Ghangharia – nestled among gigantic mountains, is quite the small base camp, with tiny hotels, sweet shops, a medical store or two, a big Gurdwara, and some other amenity stores. Since the place had no mobile connection, the PCO booths do good business as travelers line up to call home. Electricity has reached this village a few years back.


Documentary house

And the hotels thrive for like 6-8 months. Till it is time to shut down the village and go back to Govindghat or Joshimath, or even further down. There is a small documentary one can watch on Valley of flowers, run by a local NGO, that takes care of cleanliness in the region. After exploring a bit, I was ready to hit the bed by 8 pm. Next day, I was starting at 6 am.


As you enter the valley

After a good meal of porridge and poha, my day started at 6. 30 am. And I came back tired and happy by 6 in the evening. In those 11-12 hours, I got lost in a world right out of the pages of Enid Blyton.


Bright and beautiful

No words or pictures can do real justice. The place is so vast and sprinkled with bounties of nature that it is almost meditative. In early September, we managed to catch around 25 kinds of bloom. It wasn’t enough for a greedy botanist I am sure, but for a tired city- heart like me, it was paradise.


The white bloom

I climbed steep incline, rested under a big rock, crossed many rushing waterfalls and streams, walked for ages through dense beds of flowers and foliage, without seeing a single person till as far as eyes can see. Stopped million times, to click or just take in the view, or sniff the fragrant air.

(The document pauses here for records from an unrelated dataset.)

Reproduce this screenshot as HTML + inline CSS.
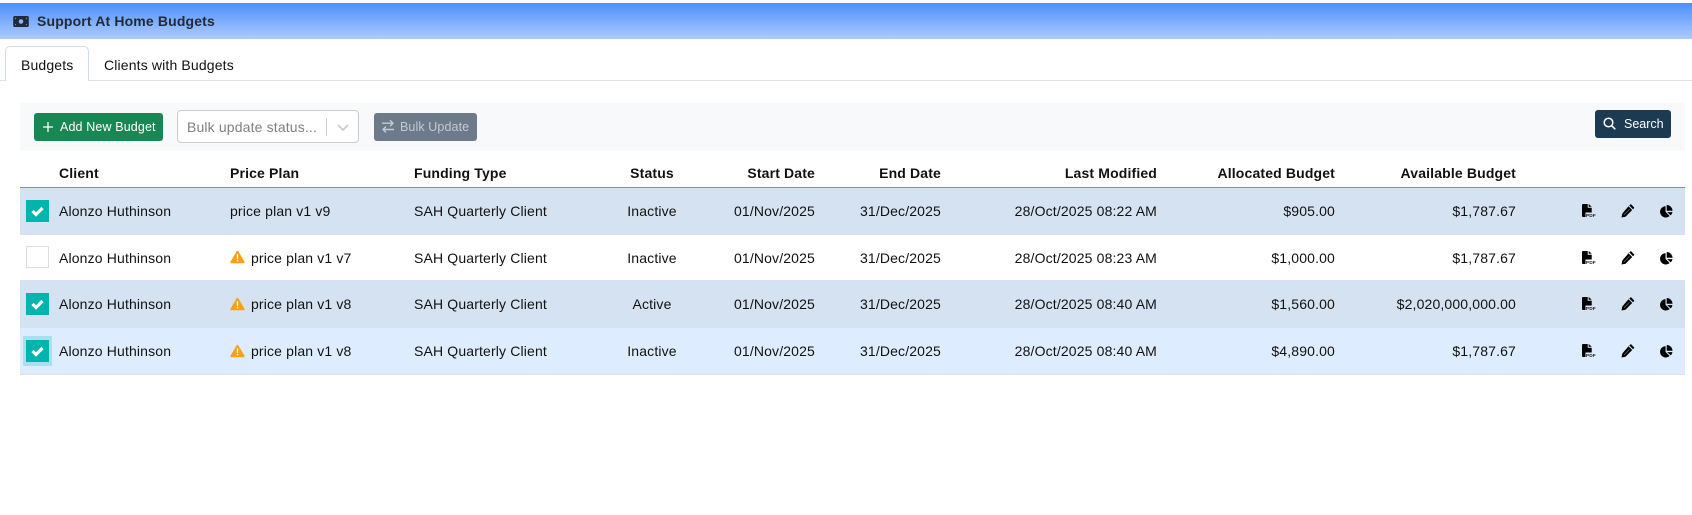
<!DOCTYPE html>
<html><head><meta charset="utf-8">
<style>
html,body{margin:0;padding:0;background:#fff}
#p{position:relative;width:1692px;height:515px;overflow:hidden;font-family:"Liberation Sans",sans-serif;font-size:14px;color:#111;letter-spacing:.15px}
.a{position:absolute;white-space:nowrap}
.r{position:absolute;left:20px;width:1665px}
.t{position:absolute;white-space:nowrap;line-height:20px}
.th{font-weight:700;top:163px}
.ra{text-align:right}
.cb{position:absolute;left:26px;width:23px;height:22px;background:#00b5ad}
svg{position:absolute;overflow:visible}
</style></head><body>
<svg width="0" height="0" style="position:absolute"><defs>
<symbol id="chk" viewBox="0 0 23 22"><path d="M6.500 11l3.500 3.500 6.500-6.500" fill="none" stroke="#fff" stroke-width="3.200"/></symbol>
<symbol id="warn" viewBox="0 0 16 14"><path d="M8 .5c.5 0 .9.3 1.100.7l6.400 10.800c.4.800-.1 1.600-1 1.600H1.500c-.9 0-1.400-.8-1-1.600L6.900 1.200C7.100.8 7.500.5 8 .5z" fill="#f9a01b"/><path d="M7.200 4h1.600l-.2 5H7.400zM7.200 10h1.600v1.600H7.200z" fill="#fff"/></symbol>
<symbol id="pdf" viewBox="0 0 14 14" style="overflow:visible"><path d="M0 1a1 1 0 0 1 1-1h4.700v3.700h4V8.500H3.500V13H1a1 1 0 0 1-1-1z" fill="#000"/><path d="M6.700 0l3 2.800h-3z" fill="#000"/><text x="3.900" y="13.200" font-family="Liberation Sans" font-size="4.800" font-weight="700" letter-spacing=".1" fill="#222">PDF</text></symbol>
<symbol id="pen" viewBox="0 0 14 14"><path d="M10.300.5L13 3.200c.3.300.3.700 0 1L12 5.200 8.300 1.500l1-1c.3-.3.700-.3 1 0zM7.500 2.300L11.200 6l-6.700 6.700-4 .8.800-4z" fill="#000"/><path d="M3 10.800l5.500-5.500" stroke="#888" stroke-width=".6"/></symbol>
<symbol id="pie" viewBox="0 0 14 14"><path d="M6.200 1.200v6.500l4.600 4.600A6.400 6.400 0 1 1 6.200 1.200z" fill="#000"/><path d="M7.500 0A6.500 6.500 0 0 1 14 6.500H7.500z" fill="#000"/><path d="M8 8h6a6.300 6.300 0 0 1-2 3.600z" fill="#000"/></symbol>
</defs></svg>
<div id="p">
<div class="a" style="left:0;top:3px;width:1692px;height:36px;background:linear-gradient(#4c8ffb,#aecbff)"></div>
<svg style="left:13px;top:15.500px" width="16" height="11" viewBox="0 0 17 12"><path d="M1.500 0h14c.8 0 1.500.7 1.500 1.500v9c0 .8-.7 1.500-1.500 1.500h-14C.7 12 0 11.300 0 10.500v-9C0 .7.700 0 1.500 0z" fill="#1f2a3a"/><circle cx="8.500" cy="6" r="2.500" fill="#8fb5fb"/><path d="M2 2h1.500L2 3.500zM15 2h-1.500L15 3.500zM2 10h1.500L2 8.500zM15 10h-1.500L15 8.500z" fill="#8fb5fb"/></svg>
<div class="t" style="left:37px;top:11px;font-weight:700;font-size:14px;color:#222a38">Support At Home Budgets</div>

<div class="a" style="left:0;top:80px;width:1692px;height:1px;background:#dee2e6"></div>
<div class="a" style="left:5px;top:46px;width:82px;border:1px solid #cfdcf2;border-bottom:0;border-radius:5px 5px 0 0;background:#fff;height:34px"></div>
<div class="t" style="left:21px;top:55px">Budgets</div>
<div class="t" style="left:104px;top:55px">Clients with Budgets</div>

<div class="a" style="left:20px;top:103px;width:1665px;height:48px;background:#f8f9fa"></div>
<div class="a" style="left:34px;top:113px;width:129px;height:28px;background:#198754;border-radius:3px"></div>
<svg style="left:43px;top:122px" width="10" height="10" viewBox="0 0 11 11"><path d="M5.500 0v11M0 5.500h11" stroke="#fff" stroke-width="1.400"/></svg>
<div class="t" style="left:60px;top:117px;font-size:12.500px;color:#fff;letter-spacing:.13px">Add New Budget</div>

<div class="a" style="left:177px;top:110px;width:182px;height:33px;box-sizing:border-box;background:#fff;border:1px solid #ccc;border-radius:4px"></div>
<div class="t" style="left:187px;top:117px;color:#808080">Bulk update status...</div>
<div class="a" style="left:326px;top:118px;width:1px;height:18px;background:#ccc"></div>
<svg style="left:337px;top:124px" width="12" height="7" viewBox="0 0 12 7"><path d="M1 1l5 5 5-5" fill="none" stroke="#ccc" stroke-width="1.800"/></svg>

<div class="a" style="left:374px;top:113px;width:103px;height:28px;background:#6c7a89;border-radius:3px"></div>
<svg style="left:382px;top:120px" width="12" height="13" viewBox="0 0 12 13" fill="none" stroke="#c3cad1" stroke-width="1.400"><path d="M0 3.200h10.500M8 .2l3 3-3 3"/><path d="M12 9.500H1.500M4 6.500l-3 3 3 3"/></svg>
<div class="t" style="left:400px;top:117px;font-size:12.500px;color:#c3cad1;letter-spacing:.1px">Bulk Update</div>

<div class="a" style="left:1595px;top:110px;width:76px;height:28px;background:#1c3a52;border-radius:3px"></div>
<svg style="left:1603px;top:117px" width="13" height="13" viewBox="0 0 13 13" fill="none" stroke="#fff" stroke-width="1.500"><circle cx="5.500" cy="5.500" r="4.300"/><path d="M8.700 8.700l3.600 3.600"/></svg>
<div class="t" style="left:1624px;top:113.500px;font-size:12.500px;color:#fff;letter-spacing:0">Search</div>

<div class="t th" style="left:59px">Client</div>
<div class="t th" style="left:230px">Price Plan</div>
<div class="t th" style="left:414px">Funding Type</div>
<div class="t th" style="left:552px;width:200px;text-align:center">Status</div>
<div class="t th ra" style="right:877px">Start Date</div>
<div class="t th ra" style="right:751px">End Date</div>
<div class="t th ra" style="right:535px">Last Modified</div>
<div class="t th ra" style="right:357px">Allocated Budget</div>
<div class="t th ra" style="right:176px">Available Budget</div>
<div class="r" style="top:187px;height:1px;background:#2eb3d3"></div>

<div class="r" style="top:188px;height:47px;background:#d5e2f2"></div>
<div class="r" style="top:280px;height:48px;background:#d5e2f2"></div>
<div class="r" style="top:328px;height:46px;background:#ddecff"></div>
<div class="r" style="top:374px;height:1px;background:#dee2e6"></div>

<!-- row 1 -->
<div class="cb" style="top:200px"></div><svg style="left:26px;top:200px" width="23" height="22"><use href="#chk"/></svg>
<div class="t" style="left:59px;top:201px">Alonzo Huthinson</div>
<div class="t" style="left:230px;top:201px">price plan v1 v9</div>
<div class="t" style="left:414px;top:201px">SAH Quarterly Client</div>
<div class="t" style="left:552px;width:200px;text-align:center;top:201px">Inactive</div>
<div class="t ra" style="right:877px;top:201px">01/Nov/2025</div>
<div class="t ra" style="right:751px;top:201px">31/Dec/2025</div>
<div class="t ra" style="right:535px;top:201px">28/Oct/2025 08:22 AM</div>
<div class="t ra" style="right:357px;top:201px">$905.00</div>
<div class="t ra" style="right:176px;top:201px">$1,787.67</div>
<svg style="left:1582px;top:204px" width="14" height="14"><use href="#pdf"/></svg>
<svg style="left:1621px;top:204px" width="14" height="14"><use href="#pen"/></svg>
<svg style="left:1660px;top:205px" width="12.500" height="12.500"><use href="#pie"/></svg>

<!-- row 2 -->
<div class="cb" style="top:246px;background:#fff;border:1px solid #ddd;box-sizing:border-box"></div>
<div class="t" style="left:59px;top:248px">Alonzo Huthinson</div>
<svg style="left:230px;top:250px" width="15" height="14"><use href="#warn"/></svg>
<div class="t" style="left:251px;top:248px">price plan v1 v7</div>
<div class="t" style="left:414px;top:248px">SAH Quarterly Client</div>
<div class="t" style="left:552px;width:200px;text-align:center;top:248px">Inactive</div>
<div class="t ra" style="right:877px;top:248px">01/Nov/2025</div>
<div class="t ra" style="right:751px;top:248px">31/Dec/2025</div>
<div class="t ra" style="right:535px;top:248px">28/Oct/2025 08:23 AM</div>
<div class="t ra" style="right:357px;top:248px">$1,000.00</div>
<div class="t ra" style="right:176px;top:248px">$1,787.67</div>
<svg style="left:1582px;top:251px" width="14" height="14"><use href="#pdf"/></svg>
<svg style="left:1621px;top:251px" width="14" height="14"><use href="#pen"/></svg>
<svg style="left:1660px;top:252px" width="12.500" height="12.500"><use href="#pie"/></svg>

<!-- row 3 -->
<div class="cb" style="top:293px"></div><svg style="left:26px;top:293px" width="23" height="22"><use href="#chk"/></svg>
<div class="t" style="left:59px;top:294px">Alonzo Huthinson</div>
<svg style="left:230px;top:297px" width="15" height="14"><use href="#warn"/></svg>
<div class="t" style="left:251px;top:294px">price plan v1 v8</div>
<div class="t" style="left:414px;top:294px">SAH Quarterly Client</div>
<div class="t" style="left:552px;width:200px;text-align:center;top:294px">Active</div>
<div class="t ra" style="right:877px;top:294px">01/Nov/2025</div>
<div class="t ra" style="right:751px;top:294px">31/Dec/2025</div>
<div class="t ra" style="right:535px;top:294px">28/Oct/2025 08:40 AM</div>
<div class="t ra" style="right:357px;top:294px">$1,560.00</div>
<div class="t ra" style="right:176px;top:294px">$2,020,000,000.00</div>
<svg style="left:1582px;top:297px" width="14" height="14"><use href="#pdf"/></svg>
<svg style="left:1621px;top:297px" width="14" height="14"><use href="#pen"/></svg>
<svg style="left:1660px;top:298px" width="12.500" height="12.500"><use href="#pie"/></svg>

<!-- row 4 -->
<div class="a" style="left:23px;top:336px;width:29px;height:30px;background:#a8e0ef"></div>
<div class="cb" style="top:340px"></div><svg style="left:26px;top:340px" width="23" height="22"><use href="#chk"/></svg>
<div class="t" style="left:59px;top:341px">Alonzo Huthinson</div>
<svg style="left:230px;top:344px" width="15" height="14"><use href="#warn"/></svg>
<div class="t" style="left:251px;top:341px">price plan v1 v8</div>
<div class="t" style="left:414px;top:341px">SAH Quarterly Client</div>
<div class="t" style="left:552px;width:200px;text-align:center;top:341px">Inactive</div>
<div class="t ra" style="right:877px;top:341px">01/Nov/2025</div>
<div class="t ra" style="right:751px;top:341px">31/Dec/2025</div>
<div class="t ra" style="right:535px;top:341px">28/Oct/2025 08:40 AM</div>
<div class="t ra" style="right:357px;top:341px">$4,890.00</div>
<div class="t ra" style="right:176px;top:341px">$1,787.67</div>
<svg style="left:1582px;top:344px" width="14" height="14"><use href="#pdf"/></svg>
<svg style="left:1621px;top:344px" width="14" height="14"><use href="#pen"/></svg>
<svg style="left:1660px;top:345px" width="12.500" height="12.500"><use href="#pie"/></svg>
</div>
</body></html>
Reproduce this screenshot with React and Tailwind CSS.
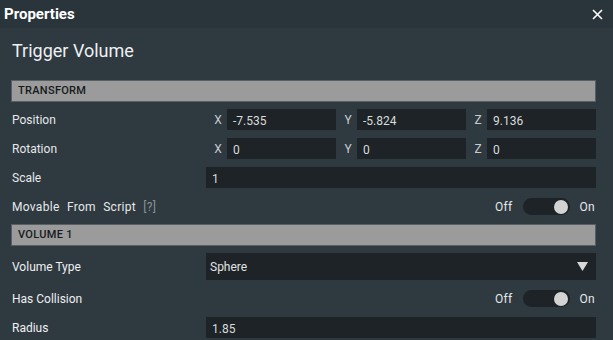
import React from "react";

const font = { fontFamily: "Roboto, 'Noto Sans', sans-serif" };

function SectionBar({ children, className = "" }) {
  return (
    <div
      className={`h-[22px] bg-[#9b9b9b] border border-[#586065] flex items-center pl-[6px] pt-[1px] text-[11px] font-medium text-[#161a1c] tracking-[0.3px] ${className}`}
    >
      {children}
    </div>
  );
}

function Label({ children, className = "" }) {
  return (
    <div className={`w-[195px] shrink-0 text-[12px] text-[#e6e8e9] ${className}`}>{children}</div>
  );
}

function Input({ value, className = "" }) {
  return (
    <div
      className={`h-[21px] bg-[#1d2326] flex items-center pl-[6px] pt-[3px] text-[12px] text-[#d9dbdc] ${className}`}
    >
      {value}
    </div>
  );
}

function Axis({ axis, value }) {
  return (
    <div className="flex items-center">
      <div className="w-[21px] shrink-0 text-center pl-[3px] text-[12px] text-[#c9cccd]">{axis}</div>
      <Input value={value} className="flex-1" />
    </div>
  );
}

function Toggle() {
  return (
    <div className="flex-1 flex items-center justify-end gap-[10px] text-[12px] text-[#e6e8e9]">
      <span className="tracking-[0.3px]">Off</span>
      <div className="w-[47px] h-[17px] rounded-full bg-[#1d2326] flex items-center justify-end pr-[2px]">
        <div className="w-[14px] h-[14px] rounded-full bg-[#d3d3d3]" />
      </div>
      <span className="pr-[1px] tracking-[0.3px]">On</span>
    </div>
  );
}

export default function App() {
  return (
    <div className="w-[613px] h-[340px] overflow-hidden bg-[#2e3940] flex flex-col" style={font}>
      <div className="h-[28px] shrink-0 bg-[#2a343b] flex items-center justify-between pl-[4px] pr-[10px]">
        <span className="text-[15px] font-bold text-white">Properties</span>
        <svg width="11" height="11" viewBox="0 0 11 11">
          <path d="M1 1 L10 10 M10 1 L1 10" stroke="#ffffff" strokeWidth="1.6" fill="none" />
        </svg>
      </div>
      <div className="flex flex-col pl-[11px] pr-[17px]">
        <div className="mt-[11px] h-[24px] leading-[24px] text-[18px] text-[#eef0f1] pl-[1px]">Trigger Volume</div>

        <SectionBar className="mt-[17px]">TRANSFORM</SectionBar>

        <div className="mt-[7px] flex items-center h-[21px]">
          <Label className="pl-[1px]">Position</Label>
          <div className="flex-1 grid grid-cols-3">
            <Axis axis="X" value="-7.535" />
            <Axis axis="Y" value="-5.824" />
            <Axis axis="Z" value="9.136" />
          </div>
        </div>

        <div className="mt-2 flex items-center h-[21px]">
          <Label className="pl-[1px]">Rotation</Label>
          <div className="flex-1 grid grid-cols-3">
            <Axis axis="X" value="0" />
            <Axis axis="Y" value="0" />
            <Axis axis="Z" value="0" />
          </div>
        </div>

        <div className="mt-2 flex items-center h-[21px]">
          <Label className="pl-[1px]">Scale</Label>
          <Input value="1" className="flex-1" />
        </div>

        <div className="mt-2 flex items-center h-[21px]">
          <Label className="pl-[1px] tracking-[0.3px] [word-spacing:4px]">
            Movable From Script <span className="text-[#8b9094]">[?]</span>
          </Label>
          <Toggle />
        </div>

        <SectionBar className="mt-[7px]">VOLUME 1</SectionBar>

        <div className="mt-[7px] flex items-center h-[27px]">
          <Label className="pl-[1px] text-[#eef0f1]">Volume Type</Label>
          <div className="flex-1 h-[27px] bg-[#1d2326] flex items-center justify-between pl-[4px] pr-[8px] text-[12px] text-[#e0e2e3]">
            <span>Sphere</span>
            <svg width="11" height="9" viewBox="0 0 11 9">
              <path d="M0 0 L11 0 L5.5 9 Z" fill="#d6d8d9" />
            </svg>
          </div>
        </div>

        <div className="mt-2 flex items-center h-[21px]">
          <Label className="pl-[1px] text-[#eef0f1]">Has Collision</Label>
          <Toggle />
        </div>

        <div className="mt-2 flex items-center h-[21px]">
          <Label className="pl-[1px] text-[#eef0f1]">Radius</Label>
          <Input value="1.85" className="flex-1" />
        </div>
      </div>
    </div>
  );
}
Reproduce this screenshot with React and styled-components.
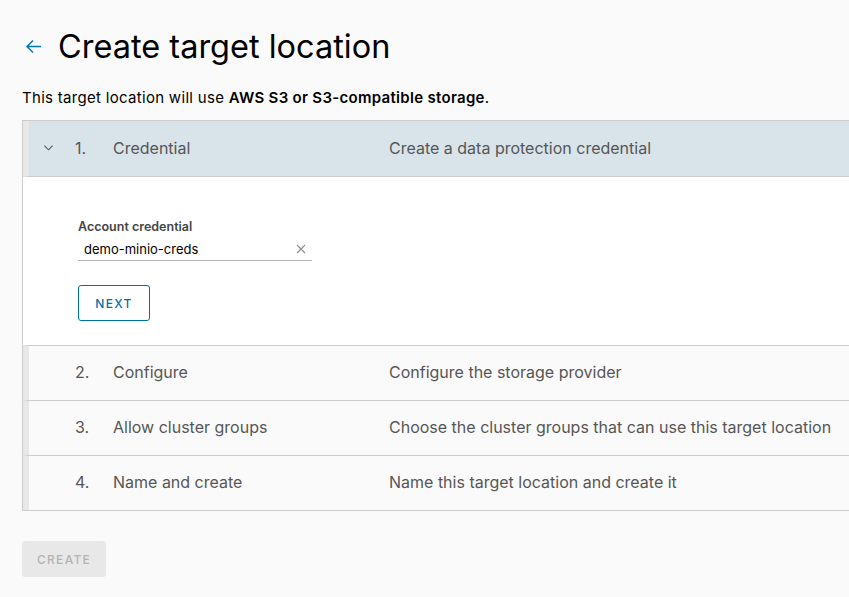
import React from 'react';
import styled, { createGlobalStyle } from 'styled-components';

const GlobalStyle = createGlobalStyle`
  html, body {
    margin: 0;
    background: #fafafa;
    font-family: Inter, "Open Sans", sans-serif;
    color: #565656;
  }
`;

const Page = styled.div`
  padding: 27px 0 0 22px;
  overflow: hidden;
`;

const TitleRow = styled.div`
  display: flex;
  align-items: center;
  gap: 16px;
  height: 38px;
`;

const BackButton = styled.button`
  border: none;
  background: none;
  padding: 0;
  margin-left: 3px;
  display: flex;
  color: #0079b8;
  cursor: pointer;
`;

const Title = styled.h1`
  margin: 0;
  font-weight: 400;
  font-size: 32.5px;
  color: #000;
`;

const Intro = styled.p`
  margin: 23px 0 13px;
  font-size: 15px;
  letter-spacing: 0.3px;
  color: #000;
  b { font-weight: 600; }
`;

const Stepper = styled.div`
  border: 1px solid #ccc;
  border-right: none;
  margin-right: -2px;
`;

const StepHeader = styled.div`
  display: grid;
  grid-template-columns: 46px 38px 276px 1fr;
  align-items: center;
  box-sizing: border-box;
  height: ${p => (p.first ? '56px' : '55px')};
  padding-bottom: 2px;
  background: ${p => (p.active ? '#d9e4ea' : '#fafafa')};
  border-left: 6px solid #e8e8e8;
  border-top: ${p => (p.first ? 'none' : '1px solid #ccc')};
  border-bottom: ${p => (p.active ? '1px solid #ccc' : 'none')};
  font-size: 16px;
  color: #565656;
  white-space: nowrap;
`;

const Chevron = styled.span`
  display: flex;
  padding-left: 14px;
  color: #565656;
`;

const StepPanel = styled.div`
  background: #fff;
  padding: 42px 0 24px 55px;
`;

const Label = styled.div`
  font-size: 12.5px;
  font-weight: 600;
  color: #454545;
  margin-bottom: 3px;
`;

const InputWrap = styled.div`
  width: 234px;
  height: 24px;
  display: flex;
  align-items: center;
  justify-content: space-between;
  border-bottom: 1px solid #b3b3b3;
  padding: 0 6px;
  box-sizing: border-box;
  font-size: 13px;
  color: #000;
`;

const ClearIcon = styled.span`
  display: flex;
  color: #8c8c8c;
`;

const OutlineButton = styled.button`
  margin-top: 24px;
  height: 36px;
  width: 72px;
  border: 1px solid #0072a3;
  border-radius: 3px;
  background: #fff;
  color: #0072a3;
  font-family: inherit;
  font-size: 12px;
  font-weight: 500;
  letter-spacing: 1.3px;
`;

const DisabledButton = styled.button`
  margin-top: 30px;
  height: 36px;
  width: 84px;
  border: none;
  border-radius: 3px;
  background: #e8e8e8;
  color: #b3b3b3;
  font-family: inherit;
  font-size: 12px;
  font-weight: 500;
  letter-spacing: 1.3px;
`;

const steps = [
  ['2.', 'Configure', 'Configure the storage provider'],
  ['3.', 'Allow cluster groups', 'Choose the cluster groups that can use this target location'],
  ['4.', 'Name and create', 'Name this target location and create it'],
];

export default function App() {
  return (
    <Page>
      <GlobalStyle />
      <TitleRow>
        <BackButton>
          <svg width="17" height="17" viewBox="0 0 17 17" fill="none" stroke="currentColor" strokeWidth="1.5">
            <path d="M16 8.5H2M8 2.5L2 8.5l6 6" />
          </svg>
        </BackButton>
        <Title>Create target location</Title>
      </TitleRow>
      <Intro>
        This target location will use <b>AWS S3 or S3-compatible storage</b>.
      </Intro>
      <Stepper>
        <StepHeader active first>
          <Chevron>
            <svg width="11" height="11" viewBox="0 0 12 12" fill="none" stroke="currentColor" strokeWidth="1.2">
              <path d="M1.5 4l4.5 4.5 4.5-4.5" />
            </svg>
          </Chevron>
          <span>1.</span>
          <span>Credential</span>
          <span>Create a data protection credential</span>
        </StepHeader>
        <StepPanel>
          <Label>Account credential</Label>
          <InputWrap>
            <span>demo-minio-creds</span>
            <ClearIcon>
              <svg width="10" height="10" viewBox="0 0 10 10" stroke="currentColor" strokeWidth="1.1">
                <path d="M1 1l8 8M9 1l-8 8" />
              </svg>
            </ClearIcon>
          </InputWrap>
          <OutlineButton>NEXT</OutlineButton>
        </StepPanel>
        {steps.map(([n, name, desc]) => (
          <StepHeader key={n}>
            <span />
            <span>{n}</span>
            <span>{name}</span>
            <span>{desc}</span>
          </StepHeader>
        ))}
      </Stepper>
      <DisabledButton>CREATE</DisabledButton>
    </Page>
  );
}
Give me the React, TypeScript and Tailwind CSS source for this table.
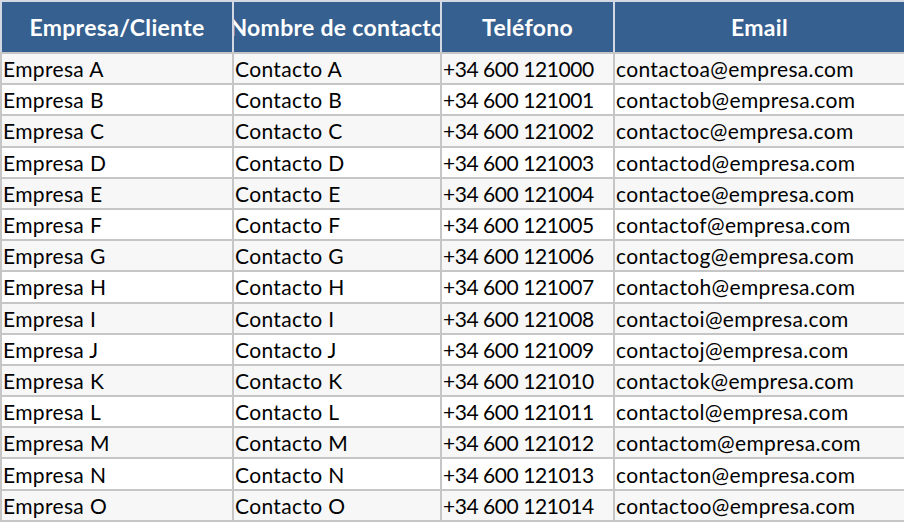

IMG_8516Lazed around on a green patch looking at white tufts of cotton clouds drift by, before further continuing towards the river bed. The point where every trekker soaks their tired feet in the ice cold water, and takes in the magnitude of nature in some much needed rest. This was my lunch point.

IMG_8749I rested, ate the picnic lunch and start heading back towards Ghangharia [ the gates to the valley close by 6 pm]. Tired, dirty and with a mind fresh with nothing but pretty images, that day, I felt like a child.

Broad itinerary:

Day 1: Dehli to Haridwar

Day 2: Haridwar to Govindghat: 10-12 hour by road

Day 3: Govindghat to Ghangharia- 10 km trek [ with 4-6 km moderate incline] 4 km by car.

Day 5: Ghangharia to Valley of flowers and back- 14 km- with 4-5 km steep incline

I went on to stay for Hemkund, Badrinath and Mana. But if one wants to get back immediately, then by day 5 they need to trek back to Govindghat. And by day 6, reach Haridwar, to carry on further.